La guerra che nessuno è in grado di vincere
Articolo di Romano Prodi su Il Messaggero del 12 Ottobre 2010
Ci sono degli eventi che quando arrivano fanno molto male, anche se erano previsti e scontati. Il fallimento della riunione del Fondo Monetario Internazionale nello scorso weekend si colloca certamente in questa categoria. Questo fallimento era quasi scontato perché troppo diverse erano le posizioni dei principali partecipanti e troppo fragile il lavoro diplomatico compiuto per superare queste divergenze. L’estrema difficoltà di un accordo era parsa evidente anche dalla crescente serie di conflitti già scoppiati tra le politiche monetarie dei diversi Paesi.
Il padre di tutti questi conflitti è naturalmente la diatriba fra il governo americano e quello cinese sulla rivalutazione dello yuan, rivalutazione che gli americani chiedono ormai quotidianamente e che i cinesi rifiutano con altrettanta regolarità, sostenendo che il peso di rimettere in equilibrio i flussi valutari è responsabilità principale di chi ha creato lo squilibrio, e cioè dei cittadini statunitensi che per troppi anni hanno consumato oltre i propri mezzi. A complicare le cose è anche intervenuto il Giappone, con una politica estremamente energica volta a tenere basso il valore dello yen e aiutare così, attraverso l’aumento delle esportazioni, una ripresa che non arriva mai.
Lo stesso cammino è stato percorso dal Brasile attraverso l’imposizione di ostacoli all’afflusso di capitali dall’estero, mentre misure analoghe sono in gestazione da parte della Corea del Sud e della Tailandia. Da parte sua la Banca Centrale Europea è stata finora assai prudente ma si trova in una crescente situazione di difficoltà da quando l’aumento della quotazione dell’euro rispetto al dollaro sta mettendo a rischio la ripresa delle esportazioni, che in questo momento costituiscono lo stimolo principale della nostra economia. Questa semplice descrizione è sufficiente per illustrare come a Washington i singoli Paesi siano arrivati senza alcuna concertazione ma in ordine sparso e disposti a farsi una guerra che nessuno ha la possibilità di vincere e che, in ogni caso, è disastrosa per tutti.

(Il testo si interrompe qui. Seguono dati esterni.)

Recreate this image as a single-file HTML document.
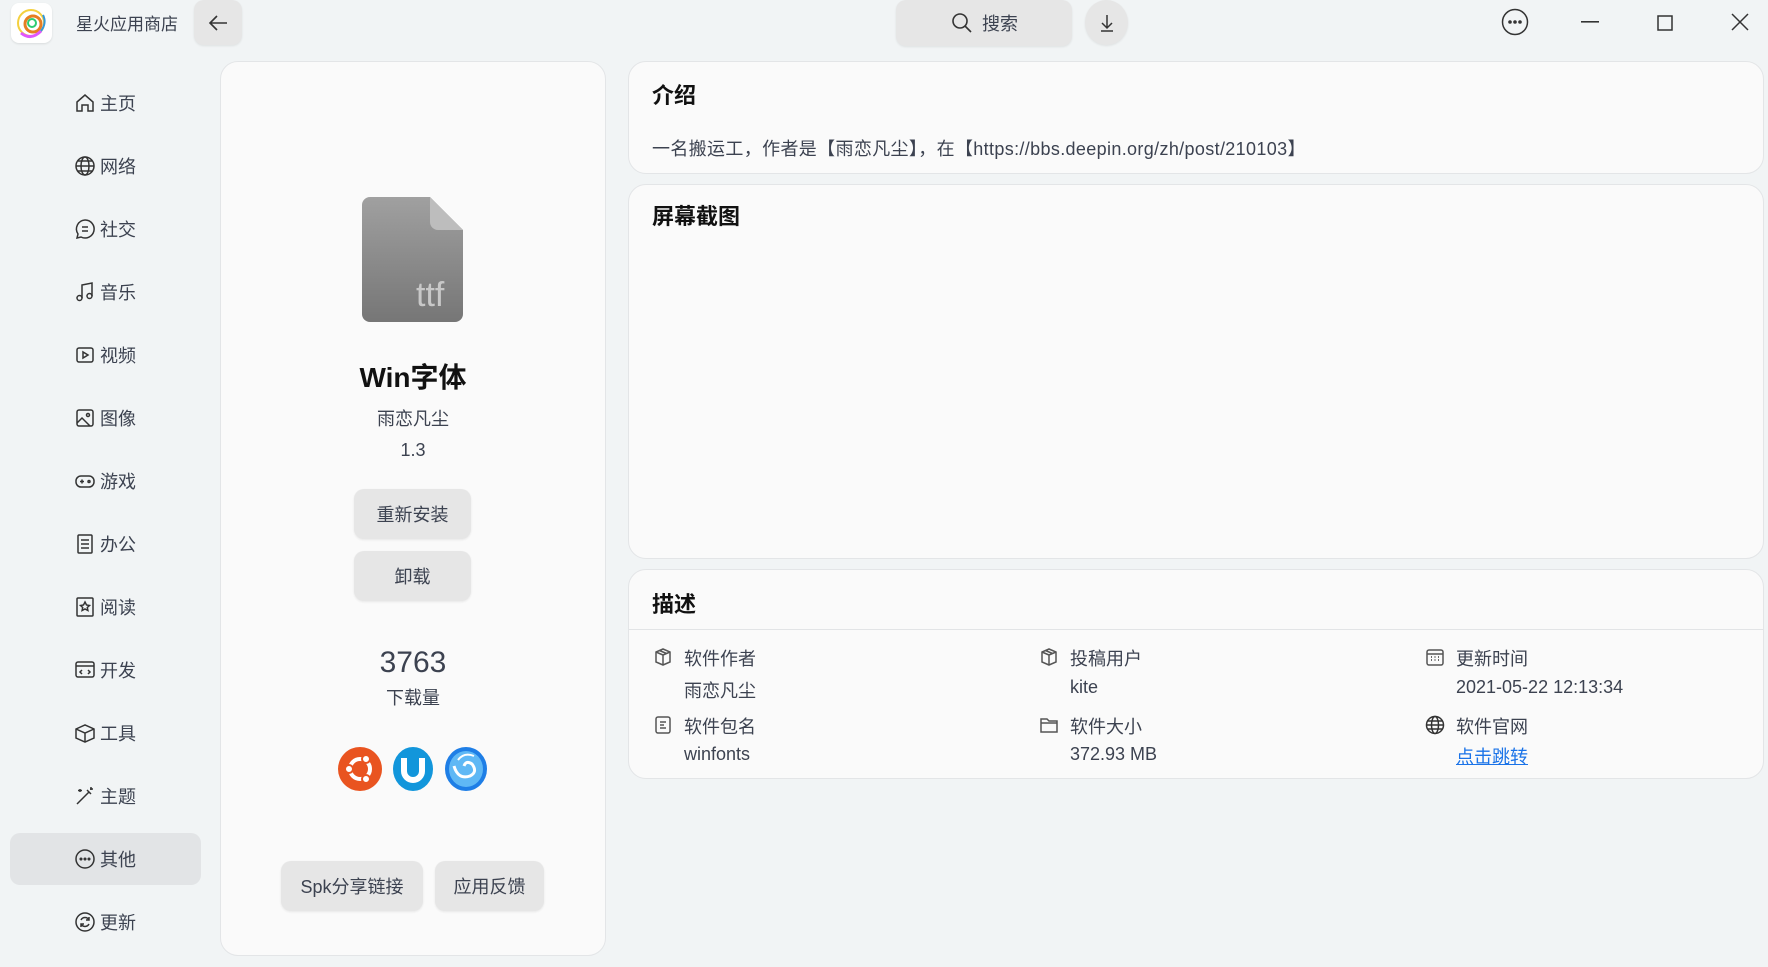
<!DOCTYPE html>
<html><head><meta charset="utf-8"><style>
*{margin:0;padding:0;box-sizing:border-box}
body{width:1768px;height:967px;background:#f1f4f5;font-family:"Liberation Sans","Noto Sans CJK SC",sans-serif;color:#3c4250;position:relative;overflow:hidden}
.a{position:absolute}
.card{position:absolute;background:#fafafa;border:1px solid #e3e5e7;border-radius:18px}
.btn{position:absolute;background:#e6e6e6;border-radius:10px;display:flex;align-items:center;justify-content:center;font-size:18px;color:#3c4250;box-shadow:0 1px 2px rgba(0,0,0,.08)}
.nav{position:absolute;left:74px;height:30px;display:flex;align-items:center;font-size:18px;color:#3c4250}
.nav svg{width:22px;height:22px;margin-right:4px;fill:none;stroke:#333;stroke-width:1.5}
.t{position:absolute;font-size:18px;white-space:nowrap}
.ic{position:absolute;width:20px;height:20px;fill:none;stroke:#555;stroke-width:1.5}
h2{position:absolute;font-size:22px;font-weight:bold;color:#111}
</style></head><body>
<div class="a" style="left:11px;top:3px;width:41px;height:40px;background:#fff;border-radius:8px;box-shadow:0 1px 2px rgba(0,0,0,.1)">
<svg width="41" height="40" viewBox="0 0 41 40"><circle cx="20" cy="20" r="13" fill="none" stroke="#f4d03f" stroke-width="2"/><circle cx="22" cy="21" r="8" fill="none" stroke="#e67e22" stroke-width="3"/><circle cx="21" cy="20" r="4" fill="none" stroke="#2ecc71" stroke-width="2"/><path d="M10 30 Q20 38 30 28" stroke="#e056fd" stroke-width="3" fill="none"/><path d="M32 12 Q36 20 30 28" stroke="#3498db" stroke-width="2" fill="none"/></svg></div>
<div class="t" style="left:76px;top:10px;font-size:17px">星火应用商店</div>
<div class="btn" style="left:194px;top:0;width:48px;height:45px"><svg width="22" height="22" viewBox="0 0 22 22" fill="none" stroke="#333" stroke-width="1.6"><path d="M20 11H3M10 4L3 11l7 7"/></svg></div>
<div class="btn" style="left:896px;top:0;width:176px;height:46px;font-size:18px"><svg width="24" height="24" viewBox="0 0 24 24" fill="none" stroke="#333" stroke-width="1.6" style="margin-right:8px"><circle cx="10" cy="10" r="7"/><path d="M15 15l6 6"/></svg>搜索</div>
<div class="btn" style="left:1085px;top:0;width:43px;height:45px;border-radius:50%"><svg width="18" height="20" viewBox="0 0 18 20" fill="none" stroke="#333" stroke-width="1.5"><path d="M9 2v13M4 10l5 5 5-5M3 18h12"/></svg></div>
<svg class="a" style="left:1501px;top:8px" width="28" height="28" viewBox="0 0 28 28"><circle cx="14" cy="14" r="12.5" fill="none" stroke="#333" stroke-width="1.5"/><circle cx="9" cy="14" r="1.8" fill="#333"/><circle cx="14" cy="14" r="1.8" fill="#333"/><circle cx="19" cy="14" r="1.8" fill="#333"/></svg>
<svg class="a" style="left:1581px;top:21px" width="18" height="2"><rect width="18" height="1.6" fill="#333"/></svg>
<svg class="a" style="left:1657px;top:15px" width="16" height="16"><rect x="1" y="1" width="14" height="14" fill="none" stroke="#333" stroke-width="1.5"/></svg>
<svg class="a" style="left:1731px;top:13px" width="18" height="18"><path d="M1 1l16 16M17 1L1 17" stroke="#333" stroke-width="1.5"/></svg>
<div class="a" style="left:10px;top:833px;width:191px;height:52px;background:#e2e4e6;border-radius:10px"></div>
<div class="nav" style="top:88px"><svg viewBox="0 0 22 22"><path d="M3 10L11 3l8 7v9h-5v-6H8v6H3z"/></svg>主页</div>
<div class="nav" style="top:151px"><svg viewBox="0 0 22 22"><circle cx="11" cy="11" r="9"/><ellipse cx="11" cy="11" rx="4" ry="9"/><path d="M2 11h18M4 6h14M4 16h14"/></svg>网络</div>
<div class="nav" style="top:214px"><svg viewBox="0 0 22 22"><path d="M11 2a9 9 0 1 1-4 17l-4 1 1-4A9 9 0 0 1 11 2z"/><path d="M8 9h6M8 13h6"/></svg>社交</div>
<div class="nav" style="top:277px"><svg viewBox="0 0 22 22"><path d="M8 17V4l10-2v13"/><circle cx="5.5" cy="17" r="2.5"/><circle cx="15.5" cy="15" r="2.5"/></svg>音乐</div>
<div class="nav" style="top:340px"><svg viewBox="0 0 22 22"><rect x="3" y="4" width="16" height="14" rx="2"/><path d="M9 8v6l5-3z"/></svg>视频</div>
<div class="nav" style="top:403px"><svg viewBox="0 0 22 22"><rect x="3" y="3" width="16" height="16" rx="2"/><circle cx="14" cy="8" r="1.5"/><path d="M3 16l5-5 8 8"/></svg>图像</div>
<div class="nav" style="top:466px"><svg viewBox="0 0 22 22"><rect x="2" y="6" width="18" height="11" rx="5"/><path d="M6 11.5h4M8 9.5v4"/><circle cx="15" cy="11.5" r="1"/></svg>游戏</div>
<div class="nav" style="top:529px"><svg viewBox="0 0 22 22"><rect x="4" y="2" width="14" height="18" rx="1"/><path d="M7 7h8M7 11h8M7 15h8"/></svg>办公</div>
<div class="nav" style="top:592px"><svg viewBox="0 0 22 22"><rect x="3" y="2" width="16" height="18" rx="1"/><path d="M11 6l1.5 3 3 .5-2.2 2 .6 3L11 13l-2.9 1.5.6-3-2.2-2 3-.5z"/></svg>阅读</div>
<div class="nav" style="top:655px"><svg viewBox="0 0 22 22"><rect x="2" y="3" width="18" height="15" rx="2"/><path d="M2 7h18M8 11l-2 2 2 2M14 11l2 2-2 2"/></svg>开发</div>
<div class="nav" style="top:718px"><svg viewBox="0 0 22 22"><path d="M2 7l9-4 9 4v9l-9 4-9-4z"/><path d="M2 7l9 4 9-4M11 11v9"/></svg>工具</div>
<div class="nav" style="top:781px"><svg viewBox="0 0 22 22"><path d="M3 19L15 7M13 5l4 4M17 2v3M19 4h-3M6 4v3M8 5.5H4"/></svg>主题</div>
<div class="nav" style="top:844px"><svg viewBox="0 0 22 22"><circle cx="11" cy="11" r="9"/><circle cx="7" cy="11" r=".8" fill="#333"/><circle cx="11" cy="11" r=".8" fill="#333"/><circle cx="15" cy="11" r=".8" fill="#333"/></svg>其他</div>
<div class="nav" style="top:907px"><svg viewBox="0 0 22 22"><circle cx="11" cy="11" r="9"/><path d="M7 9a4.5 4.5 0 0 1 8 0M15 13a4.5 4.5 0 0 1-8 0M15 6v3h-3M7 16v-3h3"/></svg>更新</div>
<div class="card" style="left:220px;top:61px;width:386px;height:895px"></div>
<svg class="a" style="left:362px;top:197px" width="101" height="125" viewBox="0 0 101 125"><defs><linearGradient id="g" x1="0" y1="0" x2="0" y2="1"><stop offset="0" stop-color="#a0a0a0"/><stop offset="1" stop-color="#767676"/></linearGradient></defs><path d="M8 0h60l33 33v84a8 8 0 0 1-8 8H8a8 8 0 0 1-8-8V8a8 8 0 0 1 8-8z" fill="url(#g)"/><path d="M68 0v25a8 8 0 0 0 8 8h25z" fill="#bdbdbd"/><text x="54" y="109" font-family="Liberation Sans,sans-serif" font-size="34" fill="#c8c8c8">ttf</text></svg>
<div class="t" style="left:220px;width:386px;text-align:center;top:356px;font-size:28px;font-weight:bold;color:#111">Win字体</div>
<div class="t" style="left:220px;width:386px;text-align:center;top:405px;font-size:18px">雨恋凡尘</div>
<div class="t" style="left:220px;width:386px;text-align:center;top:440px;font-size:18px">1.3</div>
<div class="btn" style="left:354px;top:489px;width:117px;height:50px">重新安装</div>
<div class="btn" style="left:354px;top:551px;width:117px;height:50px">卸载</div>
<div class="t" style="left:220px;width:386px;text-align:center;top:646px;font-size:30px">3763</div>
<div class="t" style="left:220px;width:386px;text-align:center;top:684px;font-size:18px">下载量</div>
<svg class="a" style="left:337px;top:746px" width="46" height="46" viewBox="0 0 46 46"><circle cx="23" cy="23" r="22" fill="#e95420"/><circle cx="23" cy="23" r="10" fill="none" stroke="#fff" stroke-width="4"/><circle cx="12" cy="23" r="4" fill="#fff" stroke="#e95420" stroke-width="2"/><circle cx="29" cy="13" r="4" fill="#fff" stroke="#e95420" stroke-width="2"/><circle cx="29" cy="33" r="4" fill="#fff" stroke="#e95420" stroke-width="2"/></svg>
<svg class="a" style="left:392px;top:746px" width="42" height="46" viewBox="0 0 42 46"><ellipse cx="21" cy="23" rx="20" ry="22" fill="#1296db"/><path d="M12 12v13a9 9 0 0 0 18 0V12" fill="none" stroke="#fff" stroke-width="6"/></svg>
<svg class="a" style="left:444px;top:746px" width="44" height="46" viewBox="0 0 44 46"><ellipse cx="22" cy="23" rx="21" ry="22" fill="#1e7ee6"/><ellipse cx="22" cy="23" rx="17" ry="18" fill="#5fb8f5"/><path d="M10 20q4 14 16 10q8-4 2-12q-6-4-8 2" fill="none" stroke="#fff" stroke-width="3"/><path d="M30 10q-10-4-16 4" fill="none" stroke="#fff" stroke-width="2"/></svg>
<div class="btn" style="left:281px;top:861px;width:142px;height:50px">Spk分享链接</div>
<div class="btn" style="left:435px;top:861px;width:109px;height:50px">应用反馈</div>
<div class="card" style="left:628px;top:61px;width:1136px;height:113px"></div>
<h2 style="left:652px;top:78px">介绍</h2>
<div class="t" style="left:652px;top:135px;font-size:18px;letter-spacing:0.35px">一名搬运工，作者是【雨恋凡尘】，在【https://bbs.deepin.org/zh/post/210103】</div>
<div class="card" style="left:628px;top:184px;width:1136px;height:375px"></div>
<h2 style="left:652px;top:199px">屏幕截图</h2>
<div class="card" style="left:628px;top:569px;width:1136px;height:210px"></div>
<h2 style="left:652px;top:587px">描述</h2>
<div class="a" style="left:629px;top:629px;width:1134px;height:1px;background:#e2e4e6"></div>
<svg class="ic" style="left:653px;top:647px" viewBox="0 0 20 20"><path d="M10 2l7 3v10l-7 3-7-3V5z"/><path d="M3 5l7 3 7-3M10 8v10M6.5 3.5l7 3"/></svg>
<div class="t" style="left:684px;top:645px">软件作者</div><div class="t" style="left:684px;top:677px">雨恋凡尘</div>
<svg class="ic" style="left:653px;top:715px" viewBox="0 0 20 20"><rect x="3" y="2" width="14" height="16" rx="2"/><path d="M7 7h6M7 10h4M7 13h6"/></svg>
<div class="t" style="left:684px;top:713px">软件包名</div><div class="t" style="left:684px;top:744px">winfonts</div>
<svg class="ic" style="left:1039px;top:647px" viewBox="0 0 20 20"><path d="M10 2l7 3v10l-7 3-7-3V5z"/><path d="M3 5l7 3 7-3M10 8v10M6.5 3.5l7 3"/></svg>
<div class="t" style="left:1070px;top:645px">投稿用户</div><div class="t" style="left:1070px;top:677px">kite</div>
<svg class="ic" style="left:1039px;top:715px" viewBox="0 0 20 20"><path d="M2 4h6l2 2h8v11H2z"/><path d="M2 8h16"/></svg>
<div class="t" style="left:1070px;top:713px">软件大小</div><div class="t" style="left:1070px;top:744px">372.93 MB</div>
<svg class="ic" style="left:1425px;top:647px" viewBox="0 0 20 20"><rect x="2" y="3" width="16" height="15" rx="2"/><path d="M2 7h16"/><path d="M6 10h1M9.5 10h1M13 10h1M6 13h1M9.5 13h1M13 13h1" stroke-width="1.8"/></svg>
<div class="t" style="left:1456px;top:645px">更新时间</div><div class="t" style="left:1456px;top:677px">2021-05-22 12:13:34</div>
<svg class="ic" style="left:1425px;top:715px;stroke:#333" viewBox="0 0 20 20"><circle cx="10" cy="10" r="8.5"/><ellipse cx="10" cy="10" rx="3.5" ry="8.5"/><path d="M1.5 10h17M3 6h14M3 14h14"/></svg>
<div class="t" style="left:1456px;top:713px">软件官网</div><div class="t" style="left:1456px;top:743px;color:#1a73e8;text-decoration:underline">点击跳转</div>
</body></html>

Come sempre avviene nel caso di fallimento degli incontri internazionali, la riunione è finita con un tacito appuntamento per la riunione successiva, in questo caso il vertice dei G20 fissato per il mese prossimo a Seul. Tuttavia le speranze di un accordo in quell’occasione non sono certo elevate, non solo per la scarsa volontà di cooperazione tra i principali attori dell’economia mondiale ma per l’oggettiva maggiore complessità della situazione rispetto ad un passato nel quale il dollaro era forte e dominante e gli Stati Uniti potevano quindi proporre ed imporre la propria politica.
Oggi le cose non sono più le stesse. Gli Stati Uniti non sono in grado di imporre ma, al massimo, di proporre.
Se si vuole arrivare a qualcosa di concreto, bisogna quindi che i responsabili europei, americani e cinesi si chiudano in una stanza e non escano fino a che non sia trovato un compromesso da presentare ai G20. E che il compromesso trovato sia accettabile almeno dal Giappone, dall’India, dal Brasile e dalla Russia. E tutto ciò deve essere fatto prima di prendere l’aereo per Seul. Una situazione così complessa e con interessi così divergenti non può infatti essere risolta in una riunione di poche ore e con un’infinità di protagonisti. Fino ad ora i governi hanno preferito gli interventi unilaterali rispetto al tentativo di trovare una soluzione collettiva.
Arrivare al prossimo vertice con posizioni immutate significa riaprire il giorno dopo le svalutazioni competitive e gettare in un disordine ancora più disastroso tutta l’economia mondiale. Naturalmente resta aperta una terza via (che sembra trovare preferenze nel governo coreano) cioè la via di non discutere di questo problema a Seul proprio per evitare il fallimento del vertice. Non nego che la strategia del rinvio abbia portato qualche volta a risultati positivi ma escludo che possa essere applicata in questa situazione in cui le svalutazioni competitive hanno già cominciato a farsi strada e in cui nessun Paese sembra volere rinunciare ad una gestione unilaterale del proprio tasso di cambio.
Anche nella politica monetaria si è ormai passati da un mondo monopolare ad un mondo multipolare: bisogna che i grandi protagonisti di questo nuovo mondo ne prendano atto e agiscano di conseguenza.